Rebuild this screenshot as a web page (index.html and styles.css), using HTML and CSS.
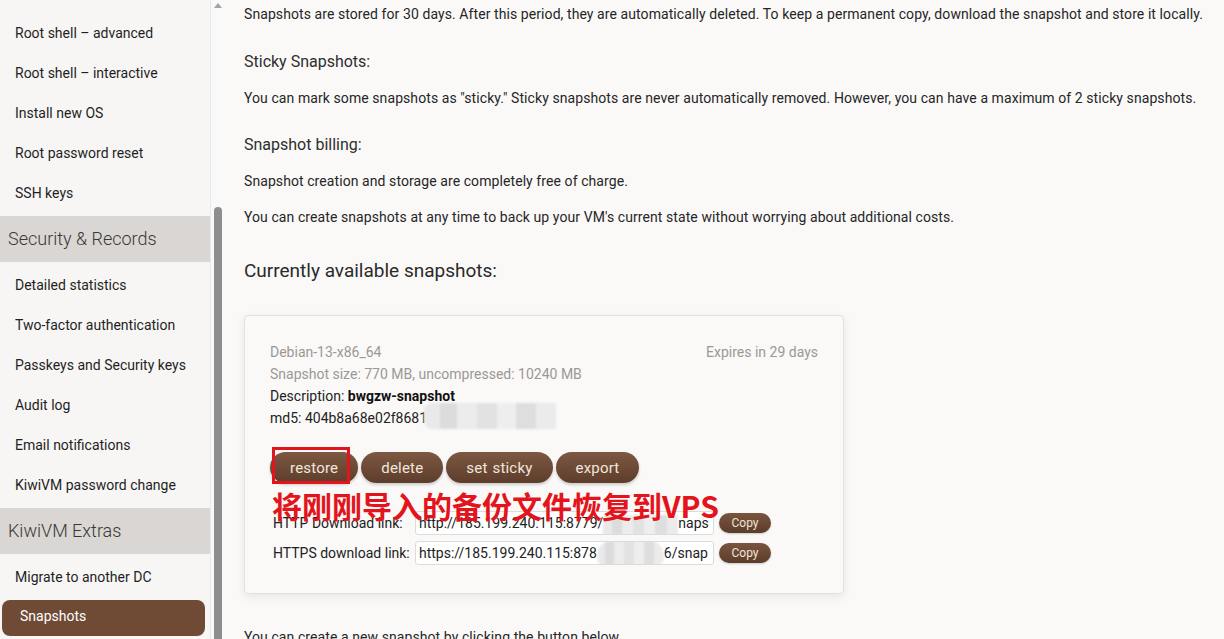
FILE: index.html
```html
<!DOCTYPE html>
<html lang="en">
<head>
<meta charset="utf-8">
<title>KiwiVM Snapshots</title>
<link rel="stylesheet" href="styles.css">
</head>
<body>
<div class="page">
  <aside class="side">
    <nav class="menu">
      <div class="item">Root shell – advanced</div>
      <div class="item">Root shell – interactive</div>
      <div class="item">Install new OS</div>
      <div class="item">Root password reset</div>
      <div class="item">SSH keys</div>
      <div class="group">Security &amp; Records</div>
      <div class="item">Detailed statistics</div>
      <div class="item">Two-factor authentication</div>
      <div class="item">Passkeys and Security keys</div>
      <div class="item">Audit log</div>
      <div class="item">Email notifications</div>
      <div class="item">KiwiVM password change</div>
      <div class="group">KiwiVM Extras</div>
      <div class="item">Migrate to another DC</div>
      <div class="item active">Snapshots</div>
    </nav>
    <div class="track">
      <div class="arrow"></div>
      <div class="thumb"></div>
    </div>
  </aside>
  <main class="main">
    <p class="p first">Snapshots are stored for 30 days. After this period, they are automatically deleted. To keep a permanent copy, download the snapshot and store it locally.</p>
    <h4 class="sub s1">Sticky Snapshots:</h4>
    <p class="p">You can mark some snapshots as "sticky." Sticky snapshots are never automatically removed. However, you can have a maximum of 2 sticky snapshots.</p>
    <h4 class="sub s2">Snapshot billing:</h4>
    <p class="p">Snapshot creation and storage are completely free of charge.</p>
    <p class="p p4">You can create snapshots at any time to back up your VM's current state without worrying about additional costs.</p>
    <h3 class="title">Currently available snapshots:</h3>

    <section class="card">
      <div class="row-top">
        <span class="muted">Debian-13-x86_64</span>
        <span class="muted">Expires in 29 days</span>
      </div>
      <div class="line muted">Snapshot size: 770 MB, uncompressed: 10240 MB</div>
      <div class="line">Description: <b>bwgzw-snapshot</b></div>
      <div class="line">md5: 404b8a68e02f8681<span class="mosaic m-md5"></span></div>

      <div class="actions">
        <button class="btn">restore</button>
        <button class="btn">delete</button>
        <button class="btn">set sticky</button>
        <button class="btn">export</button>
      </div>

      <div class="links">
        <div class="link-row">
          <span class="label">HTTP Download link:</span>
          <div class="field">http://185.199.240.115:8779/<span class="mosaic m-http"></span>naps</div>
          <button class="copy">Copy</button>
        </div>
        <div class="link-row">
          <span class="label">HTTPS download link:</span>
          <div class="field">https://185.199.240.115:878<span class="mosaic m-https"></span>6/snap</div>
          <button class="copy">Copy</button>
        </div>
      </div>

      <div class="mark-box"></div>
      <div class="mark-text">将刚刚导入的备份文件恢复到VPS</div>
    </section>

    <p class="p bottom">You can create a new snapshot by clicking the button below.</p>
  </main>
</div>
</body>
</html>
```
FILE: styles.css
```css
* { box-sizing: border-box; }
html, body { margin: 0; padding: 0; }
body {
  width: 1224px;
  height: 639px;
  overflow: hidden;
  background: #faf9f8;
  font-family: Roboto, "Liberation Sans", sans-serif;
  color: #222;
  font-size: 14px;
}
.page { display: flex; height: 639px; }

/* sidebar */
.side { display: flex; width: 224px; flex: none; }
.menu {
  width: 211px;
  background: #f7f6f5;
  border-right: 1px solid #ebe9e7;
  padding-top: 13px;
  display: flex;
  flex-direction: column;
}
.item {
  height: 40px;
  line-height: 40px;
  padding-left: 15px;
  font-size: 14px;
  color: #1f1f1f;
  white-space: nowrap;
}
.group {
  height: 46px;
  line-height: 46px;
  margin: 3px 0;
  padding-left: 8px;
  background: #d9d6d3;
  color: #3a3836;
  font-size: 18px;
  font-weight: 300;
}
.item.active {
  margin: 3px 5px 0 2px;
  height: 36px;
  line-height: 33px;
  padding-left: 18px;
  background: #6f4b36;
  color: #fff;
  border-radius: 8px;
}
.track {
  width: 13px;
  background: #f9f9f9;
  display: flex;
  flex-direction: column;
  align-items: center;
}
.arrow {
  margin-top: 3px;
  width: 0; height: 0;
  border-left: 4px solid transparent;
  border-right: 4px solid transparent;
  border-bottom: 5px solid #a3a3a3;
}
.thumb {
  margin-top: 199px;
  width: 8px;
  flex: 1;
  background: #8e8e8e;
  border-radius: 4px 4px 0 0;
}

/* main */
.main { flex: 1; padding: 4px 0 0 20px; }
.p { margin: 0; line-height: 20px; font-size: 14px; color: #262626; white-space: nowrap; letter-spacing: 0.08px; }
.sub { margin: 0; font-weight: 400; font-size: 16px; line-height: 24px; color: #2e2e2e; }
.s1 { margin-top: 26px; margin-bottom: 14px; }
.s2 { margin-top: 25px; margin-bottom: 14px; }
.p4 { margin-top: 16px; }
.title { margin: 30px 0 30px; font-weight: 400; font-size: 19px; line-height: 28px; color: #2a2a2a; }

.card {
  position: relative;
  width: 600px;
  height: 279px;
  background: #faf9f8;
  border: 1px solid #e4e2df;
  border-radius: 4px;
  box-shadow: 0 3px 10px rgba(0,0,0,0.08);
  padding: 25px 25px 0 25px;
}
.row-top { display: flex; justify-content: space-between; line-height: 22px; }
.muted { color: #9a9896; }
.line { line-height: 22px; white-space: nowrap; }
.line b { font-weight: 700; color: #111; }

.mosaic {
  display: inline-block;
  vertical-align: middle;
  background:
    linear-gradient(90deg, #e9e9e9 0 12%, #dcdcdc 12% 25%, #ececec 25% 40%, #e2e2e2 40% 55%, #eeeeee 55% 70%, #dedede 70% 85%, #ebebeb 85% 100%);
  filter: blur(1px);
}
.m-md5 { width: 132px; height: 26px; margin-left: -3px; margin-top: -6px; border-radius: 8px 0 0 8px; }
.m-http { width: 75px; height: 20px; }
.m-https { width: 67px; height: 32px; border-radius: 16px; margin-top: -6px; margin-bottom: -8px; }

.actions { display: flex; gap: 3px; margin-top: 23px; }
.btn {
  height: 31px;
  padding: 0 20px;
  border: none;
  border-radius: 16px;
  background: linear-gradient(#7d5842, #5d3d2b);
  color: #f1e6dc;
  font-family: Roboto, "Liberation Sans", sans-serif;
  font-size: 15px;
  letter-spacing: 0.2px;
  word-spacing: 1px;
  box-shadow: 0 2px 3px rgba(0,0,0,0.18);
}

.links { margin-top: 28px; padding-left: 3px; display: flex; flex-direction: column; gap: 6px; }
.link-row { display: flex; align-items: center; }
.label { width: 142px; flex: none; font-size: 14px; color: #222; white-space: nowrap; }
.field {
  width: 299px;
  height: 24px;
  line-height: 22px;
  padding-left: 3px;
  background: #fff;
  border: 1px solid #dedcda;
  border-radius: 3px;
  overflow: hidden;
  white-space: nowrap;
  font-size: 14px;
  color: #222;
}
.copy {
  margin-left: 5px;
  width: 52px;
  height: 20px;
  padding: 0;
  border: none;
  border-radius: 10px;
  background: linear-gradient(#7a553f, #5b3c2a);
  color: #f1e4d6;
  font-family: Roboto, "Liberation Sans", sans-serif;
  font-size: 12px;
  box-shadow: 0 1px 2px rgba(0,0,0,0.2);
}

.mark-box {
  position: absolute;
  left: 27px;
  top: 131px;
  width: 78px;
  height: 37px;
  border: 3px solid #e3141b;
}
.mark-text {
  position: absolute;
  left: 27px;
  top: 171px;
  font-family: "Noto Sans CJK SC", sans-serif;
  font-weight: 700;
  font-size: 30px;
  line-height: 36px;
  color: #e3141b;
  white-space: nowrap;
}

.bottom { margin-top: 33px; }
```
____
WORK INSTRUCTIONS =>
Print the listing above in full, exactly as written. Omit any pictures.

CORRECT RESPONSE =>
Rebuild this screenshot as a web page (index.html and styles.css), using HTML and CSS.
FILE: index.html
```html
<!DOCTYPE html>
<html lang="en">
<head>
<meta charset="utf-8">
<title>KiwiVM Snapshots</title>
<link rel="stylesheet" href="styles.css">
</head>
<body>
<div class="page">
  <aside class="side">
    <nav class="menu">
      <div class="item">Root shell – advanced</div>
      <div class="item">Root shell – interactive</div>
      <div class="item">Install new OS</div>
      <div class="item">Root password reset</div>
      <div class="item">SSH keys</div>
      <div class="group">Security &amp; Records</div>
      <div class="item">Detailed statistics</div>
      <div class="item">Two-factor authentication</div>
      <div class="item">Passkeys and Security keys</div>
      <div class="item">Audit log</div>
      <div class="item">Email notifications</div>
      <div class="item">KiwiVM password change</div>
      <div class="group">KiwiVM Extras</div>
      <div class="item">Migrate to another DC</div>
      <div class="item active">Snapshots</div>
    </nav>
    <div class="track">
      <div class="arrow"></div>
      <div class="thumb"></div>
    </div>
  </aside>
  <main class="main">
    <p class="p first">Snapshots are stored for 30 days. After this period, they are automatically deleted. To keep a permanent copy, download the snapshot and store it locally.</p>
    <h4 class="sub s1">Sticky Snapshots:</h4>
    <p class="p">You can mark some snapshots as "sticky." Sticky snapshots are never automatically removed. However, you can have a maximum of 2 sticky snapshots.</p>
    <h4 class="sub s2">Snapshot billing:</h4>
    <p class="p">Snapshot creation and storage are completely free of charge.</p>
    <p class="p p4">You can create snapshots at any time to back up your VM's current state without worrying about additional costs.</p>
    <h3 class="title">Currently available snapshots:</h3>

    <section class="card">
      <div class="row-top">
        <span class="muted">Debian-13-x86_64</span>
        <span class="muted">Expires in 29 days</span>
      </div>
      <div class="line muted">Snapshot size: 770 MB, uncompressed: 10240 MB</div>
      <div class="line">Description: <b>bwgzw-snapshot</b></div>
      <div class="line">md5: 404b8a68e02f8681<span class="mosaic m-md5"></span></div>

      <div class="actions">
        <button class="btn">restore</button>
        <button class="btn">delete</button>
        <button class="btn">set sticky</button>
        <button class="btn">export</button>
      </div>

      <div class="links">
        <div class="link-row">
          <span class="label">HTTP Download link:</span>
          <div class="field">http://185.199.240.115:8779/<span class="mosaic m-http"></span>naps</div>
          <button class="copy">Copy</button>
        </div>
        <div class="link-row">
          <span class="label">HTTPS download link:</span>
          <div class="field">https://185.199.240.115:878<span class="mosaic m-https"></span>6/snap</div>
          <button class="copy">Copy</button>
        </div>
      </div>

      <div class="mark-box"></div>
      <div class="mark-text">将刚刚导入的备份文件恢复到VPS</div>
    </section>

    <p class="p bottom">You can create a new snapshot by clicking the button below.</p>
  </main>
</div>
</body>
</html>
```
FILE: styles.css
```css
* { box-sizing: border-box; }
html, body { margin: 0; padding: 0; }
body {
  width: 1224px;
  height: 639px;
  overflow: hidden;
  background: #faf9f8;
  font-family: Roboto, "Liberation Sans", sans-serif;
  color: #222;
  font-size: 14px;
}
.page { display: flex; height: 639px; }

/* sidebar */
.side { display: flex; width: 224px; flex: none; }
.menu {
  width: 211px;
  background: #f7f6f5;
  border-right: 1px solid #ebe9e7;
  padding-top: 13px;
  display: flex;
  flex-direction: column;
}
.item {
  height: 40px;
  line-height: 40px;
  padding-left: 15px;
  font-size: 14px;
  color: #1f1f1f;
  white-space: nowrap;
}
.group {
  height: 46px;
  line-height: 46px;
  margin: 3px 0;
  padding-left: 8px;
  background: #d9d6d3;
  color: #3a3836;
  font-size: 18px;
  font-weight: 300;
}
.item.active {
  margin: 3px 5px 0 2px;
  height: 36px;
  line-height: 33px;
  padding-left: 18px;
  background: #6f4b36;
  color: #fff;
  border-radius: 8px;
}
.track {
  width: 13px;
  background: #f9f9f9;
  display: flex;
  flex-direction: column;
  align-items: center;
}
.arrow {
  margin-top: 3px;
  width: 0; height: 0;
  border-left: 4px solid transparent;
  border-right: 4px solid transparent;
  border-bottom: 5px solid #a3a3a3;
}
.thumb {
  margin-top: 199px;
  width: 8px;
  flex: 1;
  background: #8e8e8e;
  border-radius: 4px 4px 0 0;
}

/* main */
.main { flex: 1; padding: 4px 0 0 20px; }
.p { margin: 0; line-height: 20px; font-size: 14px; color: #262626; white-space: nowrap; letter-spacing: 0.08px; }
.sub { margin: 0; font-weight: 400; font-size: 16px; line-height: 24px; color: #2e2e2e; }
.s1 { margin-top: 26px; margin-bottom: 14px; }
.s2 { margin-top: 25px; margin-bottom: 14px; }
.p4 { margin-top: 16px; }
.title { margin: 30px 0 30px; font-weight: 400; font-size: 19px; line-height: 28px; color: #2a2a2a; }

.card {
  position: relative;
  width: 600px;
  height: 279px;
  background: #faf9f8;
  border: 1px solid #e4e2df;
  border-radius: 4px;
  box-shadow: 0 3px 10px rgba(0,0,0,0.08);
  padding: 25px 25px 0 25px;
}
.row-top { display: flex; justify-content: space-between; line-height: 22px; }
.muted { color: #9a9896; }
.line { line-height: 22px; white-space: nowrap; }
.line b { font-weight: 700; color: #111; }

.mosaic {
  display: inline-block;
  vertical-align: middle;
  background:
    linear-gradient(90deg, #e9e9e9 0 12%, #dcdcdc 12% 25%, #ececec 25% 40%, #e2e2e2 40% 55%, #eeeeee 55% 70%, #dedede 70% 85%, #ebebeb 85% 100%);
  filter: blur(1px);
}
.m-md5 { width: 132px; height: 26px; margin-left: -3px; margin-top: -6px; border-radius: 8px 0 0 8px; }
.m-http { width: 75px; height: 20px; }
.m-https { width: 67px; height: 32px; border-radius: 16px; margin-top: -6px; margin-bottom: -8px; }

.actions { display: flex; gap: 3px; margin-top: 23px; }
.btn {
  height: 31px;
  padding: 0 20px;
  border: none;
  border-radius: 16px;
  background: linear-gradient(#7d5842, #5d3d2b);
  color: #f1e6dc;
  font-family: Roboto, "Liberation Sans", sans-serif;
  font-size: 15px;
  letter-spacing: 0.2px;
  word-spacing: 1px;
  box-shadow: 0 2px 3px rgba(0,0,0,0.18);
}

.links { margin-top: 28px; padding-left: 3px; display: flex; flex-direction: column; gap: 6px; }
.link-row { display: flex; align-items: center; }
.label { width: 142px; flex: none; font-size: 14px; color: #222; white-space: nowrap; }
.field {
  width: 299px;
  height: 24px;
  line-height: 22px;
  padding-left: 3px;
  background: #fff;
  border: 1px solid #dedcda;
  border-radius: 3px;
  overflow: hidden;
  white-space: nowrap;
  font-size: 14px;
  color: #222;
}
.copy {
  margin-left: 5px;
  width: 52px;
  height: 20px;
  padding: 0;
  border: none;
  border-radius: 10px;
  background: linear-gradient(#7a553f, #5b3c2a);
  color: #f1e4d6;
  font-family: Roboto, "Liberation Sans", sans-serif;
  font-size: 12px;
  box-shadow: 0 1px 2px rgba(0,0,0,0.2);
}

.mark-box {
  position: absolute;
  left: 27px;
  top: 131px;
  width: 78px;
  height: 37px;
  border: 3px solid #e3141b;
}
.mark-text {
  position: absolute;
  left: 27px;
  top: 171px;
  font-family: "Noto Sans CJK SC", sans-serif;
  font-weight: 700;
  font-size: 30px;
  line-height: 36px;
  color: #e3141b;
  white-space: nowrap;
}

.bottom { margin-top: 33px; }
```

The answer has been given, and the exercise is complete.